Dotychczas jedynym niskobudżetowym przewoźnikiem obsługującym stołeczny port był Wizz Air. Nic więc dziwnego, że węgierska sieć natychmiast zareagowała na decyzję konkurencji o powrocie na lotnisko Chopina. Warszawska oferta Wizz Air została powiększona o dodatkowe połączenia na 16 trasach:

  1. Londyn Luton (19 lotów tygodniowo)
  2. Rzym (11)
  3. Barcelona El Prat (7)
  4. Kutaisi (7)
  5. Bruksela Charleroi (7)
  6. Tel Awiw (7)
  7. Malaga (3)
  8. Alicante (4)
  9. Larnaki (4)
  10. Sztokholm Skavsta (4)
  11. Podgoric (4)
  12. Palma (4)
  13. Tirana (3)
  14. Nicea (3)
  15. Lizbona (3)
  16. Heraklion (3)

Co więcej, na pasażerów lecących z Warszawy czeka sześć zupełnie nowych destynacji – Bilbao, Leeds, Madera, Walencja, Wenecja Marco Polo i Sewilla.

Samolot Wizz Air lecący nad Warszawą. Fot. Bartek Sadowski/Bloomberg via Getty Images

Loty Wizz Air z Polski 2023

Na chwilę obecną Węgrzy realizują z Polski loty 28 krajów na 183 trasach. Nowością w 2023 roku będzie połączenie między Katowicami a Erywaniem (Armenia). Śląskie lotnisko, obok Warszawy, stanowi dla węgierskiego przewoźnika ważny element rozwoju na polskim rynku. To stąd w 2004 r. wystartował pierwszy samolot firmy.

– Z radością ogłaszamy dziś dalszy rozwój siatki połączeń Wizz Air na Lotnisku Chopina w Warszawie, gdzie pozostajemy numerem jeden wśród ultra niskokosztowych linii lotniczych, a także w Porcie Lotniczym Katowice, gdzie również szybko się rozwijamy. Wierzymy, że zwiększenie częstotliwości i dodanie nowej ekscytującej trasy z Katowic do Erywania w Armenii dzięki naszym niskim taryfom może sprawić, że podróże staną się jeszcze bardziej dostępne dla wszystkich pasażerów i pomogą zaplanować fascynujące wakacje – przekazała w komunikacie Evelin Jeckel, Network Officer linii Wizz Air.

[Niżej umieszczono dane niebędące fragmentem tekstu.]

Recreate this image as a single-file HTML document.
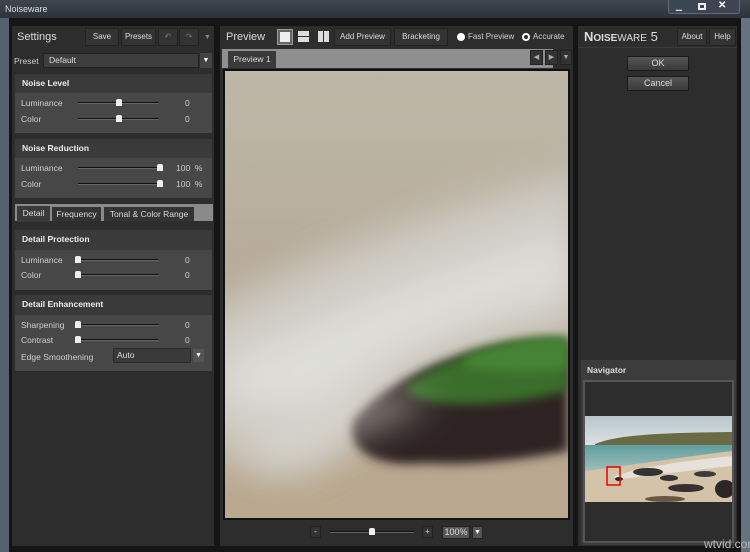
<!DOCTYPE html>
<html><head><style>
*{margin:0;padding:0;box-sizing:border-box}
body{width:750px;height:552px;background:#0c0c0c;font-family:"Liberation Sans",sans-serif;font-size:8.5px;color:#ddd;position:relative;overflow:hidden}
.a{position:absolute}
.title{left:0;top:0;width:750px;height:20px;background:linear-gradient(#3e4650,#2a3038);}
.frame{left:0;top:18px;width:750px;height:534px;background:#151515;border-left:9px solid #55626e;border-right:9px solid #65737e;}
.panel{background:#2d2d2d}
.btn{background:#333;border:1px solid #222;color:#ddd;text-align:center;font-size:8px}
.sech{background:#3a3a3a;color:#eee;font-weight:bold;font-size:8.5px;padding-left:7px;line-height:19px}
.secb{background:#474747}
.lbl{color:#d0d0d0;font-size:8.5px}
.track{height:2px;background:#111;border-bottom:1px solid #666}
.knob{width:6px;height:7px;background:#eee;border-radius:2px 2px 0 0}
</style></head><body>
<div class="a title"></div>
<div class="a" style="left:5px;top:4px;color:#ddd;font-size:9px">Noiseware</div>
<div class="a" style="left:668px;top:0;width:72px;height:14px;background:#3c4652;border:1px solid #667;border-top:none;border-radius:0 0 3px 3px"></div>
<div class="a" style="left:672px;top:2px;width:14px;height:10px;color:#ddd;font-size:8px;text-align:center">▁</div>
<div class="a" style="left:698px;top:3px;width:8px;height:7px;border:2px solid #eee"></div>
<div class="a" style="left:718px;top:0px;color:#fff;font-size:10px;font-weight:bold">✕</div>
<div class="a frame"></div>

<!-- left panel -->
<div class="a panel" style="left:12px;top:26px;width:202px;height:520px"></div>
<div class="a" style="left:17px;top:31px;font-size:11px;color:#ddd">Settings</div>
<div class="a btn" style="left:85px;top:28px;width:34px;height:18px;line-height:16px">Save</div>
<div class="a btn" style="left:121px;top:28px;width:35px;height:18px;line-height:16px">Presets</div>
<div class="a btn" style="left:158px;top:28px;width:20px;height:18px;line-height:16px;color:#777">↶</div>
<div class="a btn" style="left:179px;top:28px;width:20px;height:18px;line-height:16px;color:#777">↷</div>
<div class="a" style="left:204px;top:34px;color:#888;font-size:7px">▼</div>
<div class="a lbl" style="left:14px;top:56px">Preset</div>
<div class="a" style="left:43px;top:53px;width:156px;height:15px;background:#3e3e3e;border:1px solid #222;padding-left:5px;line-height:13px;color:#ddd">Default</div>
<div class="a" style="left:200px;top:53px;width:12px;height:15px;background:#444;color:#fff;font-size:7px;text-align:center;line-height:15px">▼</div>

<div class="a sech" style="left:15px;top:74px;width:197px;height:19px">Noise Level</div>
<div class="a secb" style="left:15px;top:93px;width:197px;height:40px"></div>
<div class="a lbl" style="left:21px;top:98px">Luminance</div>
<div class="a lbl" style="left:21px;top:114px">Color</div>
<div class="a track" style="left:78px;top:102px;width:81px"></div><div class="a knob" style="left:116px;top:99px"></div>
<div class="a track" style="left:78px;top:118px;width:81px"></div><div class="a knob" style="left:116px;top:115px"></div>
<div class="a lbl" style="left:185px;top:98px">0</div><div class="a lbl" style="left:185px;top:114px">0</div>

<div class="a sech" style="left:15px;top:139px;width:197px;height:19px">Noise Reduction</div>
<div class="a secb" style="left:15px;top:158px;width:197px;height:40px"></div>
<div class="a lbl" style="left:21px;top:163px">Luminance</div>
<div class="a lbl" style="left:21px;top:179px">Color</div>
<div class="a track" style="left:78px;top:167px;width:83px"></div><div class="a knob" style="left:157px;top:164px"></div>
<div class="a track" style="left:78px;top:183px;width:83px"></div><div class="a knob" style="left:157px;top:180px"></div>
<div class="a lbl" style="left:176px;top:163px">100 &nbsp;%</div><div class="a lbl" style="left:176px;top:179px">100 &nbsp;%</div>

<div class="a" style="left:15px;top:204px;width:198px;height:17px;background:#8a8a8a"></div>
<div class="a" style="left:17px;top:206px;width:33px;height:16px;background:#3a3a3a;color:#ddd;line-height:15px;text-align:center">Detail</div>
<div class="a" style="left:52px;top:207px;width:49px;height:14px;background:#333;color:#ddd;line-height:14px;text-align:center">Frequency</div>
<div class="a" style="left:104px;top:207px;width:90px;height:14px;background:#333;color:#ddd;line-height:14px;text-align:center">Tonal &amp; Color Range</div>

<div class="a sech" style="left:15px;top:230px;width:197px;height:20px">Detail Protection</div>
<div class="a secb" style="left:15px;top:250px;width:197px;height:40px"></div>
<div class="a lbl" style="left:21px;top:255px">Luminance</div>
<div class="a lbl" style="left:21px;top:270px">Color</div>
<div class="a track" style="left:76px;top:259px;width:83px"></div><div class="a knob" style="left:75px;top:256px"></div>
<div class="a track" style="left:76px;top:274px;width:83px"></div><div class="a knob" style="left:75px;top:271px"></div>
<div class="a lbl" style="left:185px;top:255px">0</div><div class="a lbl" style="left:185px;top:270px">0</div>

<div class="a sech" style="left:15px;top:295px;width:197px;height:20px">Detail Enhancement</div>
<div class="a secb" style="left:15px;top:315px;width:197px;height:56px"></div>
<div class="a lbl" style="left:21px;top:320px">Sharpening</div>
<div class="a lbl" style="left:21px;top:335px">Contrast</div>
<div class="a track" style="left:76px;top:324px;width:83px"></div><div class="a knob" style="left:75px;top:321px"></div>
<div class="a track" style="left:76px;top:339px;width:83px"></div><div class="a knob" style="left:75px;top:336px"></div>
<div class="a lbl" style="left:185px;top:320px">0</div><div class="a lbl" style="left:185px;top:335px">0</div>
<div class="a lbl" style="left:21px;top:352px">Edge Smoothening</div>
<div class="a" style="left:113px;top:348px;width:78px;height:15px;background:#3a3a3a;border:1px solid #2a2a2a;padding-left:3px;line-height:13px">Auto</div>
<div class="a" style="left:193px;top:349px;width:11px;height:13px;background:#555;color:#fff;font-size:7px;text-align:center;line-height:13px">▼</div>

<!-- center -->
<div class="a panel" style="left:220px;top:26px;width:353px;height:520px"></div>
<div class="a" style="left:226px;top:31px;font-size:11px;color:#ddd">Preview</div>
<div class="a" style="left:277px;top:29px;width:16px;height:16px;background:#666;border:1px solid #999"><div style="margin:2px;width:10px;height:10px;background:#eee"></div></div>
<div class="a" style="left:298px;top:31px;width:11px;height:5px;background:#ddd"></div><div class="a" style="left:298px;top:37px;width:11px;height:5px;background:#ddd"></div>
<div class="a" style="left:318px;top:31px;width:5px;height:11px;background:#ddd"></div><div class="a" style="left:324px;top:31px;width:5px;height:11px;background:#ddd"></div>
<div class="a btn" style="left:334px;top:28px;width:57px;height:18px;line-height:16px">Add Preview</div>
<div class="a btn" style="left:394px;top:28px;width:54px;height:18px;line-height:16px">Bracketing</div>
<div class="a" style="left:457px;top:33px;width:8px;height:8px;border-radius:50%;background:#fff"></div>
<div class="a lbl" style="left:468px;top:32px;font-size:8px">Fast Preview</div>
<div class="a" style="left:522px;top:33px;width:8px;height:8px;border-radius:50%;border:2px solid #fff"></div>
<div class="a lbl" style="left:533px;top:32px;font-size:8px">Accurate</div>
<div class="a" style="left:222px;top:49px;width:331px;height:19px;background:#8f8f8f"></div>
<div class="a" style="left:228px;top:51px;width:48px;height:17px;background:#3a3a3a;color:#ddd;line-height:16px;text-align:center">Preview 1</div>
<div class="a btn" style="left:530px;top:50px;width:13px;height:15px;line-height:14px;color:#aaa;font-size:7px">◀</div>
<div class="a btn" style="left:545px;top:50px;width:13px;height:15px;line-height:14px;color:#aaa;font-size:7px">▶</div>
<div class="a btn" style="left:560px;top:50px;width:12px;height:15px;line-height:14px;color:#aaa;font-size:7px">▼</div>
<div class="a" style="left:223px;top:69px;width:347px;height:451px;background:#111"></div>
<svg class="a" style="left:225px;top:71px" width="343" height="447" viewBox="0 0 343 447">
<defs>
<filter id="b" x="-30%" y="-30%" width="160%" height="160%"><feGaussianBlur stdDeviation="18"/></filter>
<filter id="b2" x="-20%" y="-20%" width="140%" height="140%"><feGaussianBlur stdDeviation="5"/></filter>
<linearGradient id="bg" x1="0" y1="0" x2="0" y2="1"><stop offset="0" stop-color="#bdb7a7"/><stop offset=".4" stop-color="#b8ad9c"/><stop offset=".8" stop-color="#b6a690"/><stop offset="1" stop-color="#baa98f"/></linearGradient>
</defs>
<rect width="343" height="447" fill="url(#bg)"/>
<path filter="url(#b)" d="M-30 250 C60 200 160 150 360 100 L360 260 C250 270 180 310 120 380 C80 420 20 400 -30 370Z" fill="#d2d1cb" opacity=".85"/>
<path filter="url(#b)" d="M0 290 C100 245 200 200 343 160 L343 225 C250 240 160 280 110 330 C70 350 30 340 0 330Z" fill="#e2e2de" opacity=".8"/>
<path filter="url(#b2)" d="M128 350 C150 322 200 292 260 278 C300 268 330 270 343 272 L343 380 C300 388 250 395 200 392 C160 396 120 385 128 350Z" fill="#2e2222"/>
<path filter="url(#b2)" d="M180 315 C215 290 260 276 300 270 C325 266 343 268 343 268 L343 320 C300 330 250 338 205 330 C190 326 180 322 180 315Z" fill="#3b6e2c"/>
<path filter="url(#b2)" d="M240 285 C275 272 312 266 343 266 L343 298 C310 302 270 300 240 296Z" fill="#4a8a38" opacity=".8"/>
<path filter="url(#b)" d="M40 400 C110 370 170 350 210 330 L160 320 C100 335 60 360 20 385Z" fill="#dcdcd6" opacity=".6"/>
</svg>
<div class="a btn" style="left:310px;top:526px;width:11px;height:12px;line-height:10px">-</div>
<div class="a track" style="left:330px;top:531px;width:84px"></div><div class="a knob" style="left:369px;top:528px"></div>
<div class="a btn" style="left:422px;top:526px;width:11px;height:12px;line-height:10px">+</div>
<div class="a btn" style="left:442px;top:526px;width:28px;height:13px;line-height:11px;background:#555;font-size:9px">100%</div>
<div class="a btn" style="left:472px;top:526px;width:11px;height:13px;line-height:12px;background:#555;font-size:7px;color:#fff">▼</div>

<!-- right -->
<div class="a panel" style="left:578px;top:26px;width:159px;height:520px"></div>
<div class="a" style="left:578px;top:47px;width:159px;height:1px;background:#3a3a3a"></div>
<div class="a" style="left:584px;top:29px;font-size:13px;color:#ddd;font-weight:bold">N<span style="font-size:10px">OISE</span><span style="font-size:10px;font-weight:normal">WARE</span> <span style="font-weight:normal">5</span></div>
<div class="a btn" style="left:677px;top:28px;width:30px;height:18px;line-height:16px">About</div>
<div class="a btn" style="left:709px;top:28px;width:27px;height:18px;line-height:16px">Help</div>
<div class="a" style="left:627px;top:56px;width:62px;height:15px;background:linear-gradient(#555,#3a3a3a);border:1px solid #1a1a1a;text-align:center;line-height:13px;font-size:9px">OK</div>
<div class="a" style="left:627px;top:76px;width:62px;height:15px;background:linear-gradient(#555,#3a3a3a);border:1px solid #1a1a1a;text-align:center;line-height:13px;font-size:9px">Cancel</div>
<div class="a" style="left:581px;top:360px;width:155px;height:185px;background:#3c3c3c"></div>
<div class="a" style="left:587px;top:365px;font-weight:bold;color:#ddd">Navigator</div>
<div class="a" style="left:583px;top:380px;width:151px;height:163px;background:#555"></div>
<div class="a" style="left:585px;top:382px;width:147px;height:159px;background:#2d2d2d"></div>
<svg class="a" style="left:585px;top:416px" width="147" height="86" viewBox="0 0 147 86">
<defs><linearGradient id="s" x1="0" y1="0" x2="0" y2="1"><stop offset="0" stop-color="#b8c6cc"/><stop offset="1" stop-color="#dde2e2"/></linearGradient>
<linearGradient id="w" x1="0" y1="0" x2="0" y2="1"><stop offset="0" stop-color="#5f9fa0"/><stop offset="1" stop-color="#a9c2bc"/></linearGradient></defs>
<rect width="147" height="30" fill="url(#s)"/>
<path d="M10 28 C30 20 60 17 147 16 L147 30 L10 30Z" fill="#6a6a44"/>
<rect y="29" width="147" height="30" fill="url(#w)"/>
<path d="M0 55 C40 50 90 42 147 35 L147 86 L0 86Z" fill="#d3c3a8"/>
<path d="M30 60 C60 50 100 45 147 40 L147 50 C100 55 60 60 30 64Z" fill="#eee" opacity=".7"/>
<ellipse cx="63" cy="56" rx="15" ry="4" fill="#333"/>
<ellipse cx="84" cy="62" rx="9" ry="3" fill="#333"/>
<ellipse cx="120" cy="58" rx="11" ry="3" fill="#3a3a3a"/>
<ellipse cx="101" cy="72" rx="18" ry="4" fill="#3a3030"/>
<ellipse cx="140" cy="73" rx="10" ry="9" fill="#2e2626"/>
<ellipse cx="80" cy="83" rx="20" ry="3" fill="#6a5540"/>
<ellipse cx="34" cy="63" rx="4" ry="2" fill="#222"/>
<rect x="22" y="51" width="13" height="18" fill="none" stroke="#e00" stroke-width="1.5"/>
</svg>
<div class="a" style="left:704px;top:537px;color:#bbb;font-size:12px">wtvid.com</div>
</body></html>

Węgierskie tanie linie lotnicze Wizz Air zostały założone w 2003 roku. Początkowa baza lotnicza, jak już wspominaliśmy, znajdowała się w Katowicach, skąd odbywały się loty do Berlina, Londynu, Mediolanu i Rzymu. Z czasem oferta była wzbogacana o kolejne kierunki. Dla porównania, w chwili uruchomienia firma dysponowała sześcioma samolotami, w 2020 było ich już ponad 150.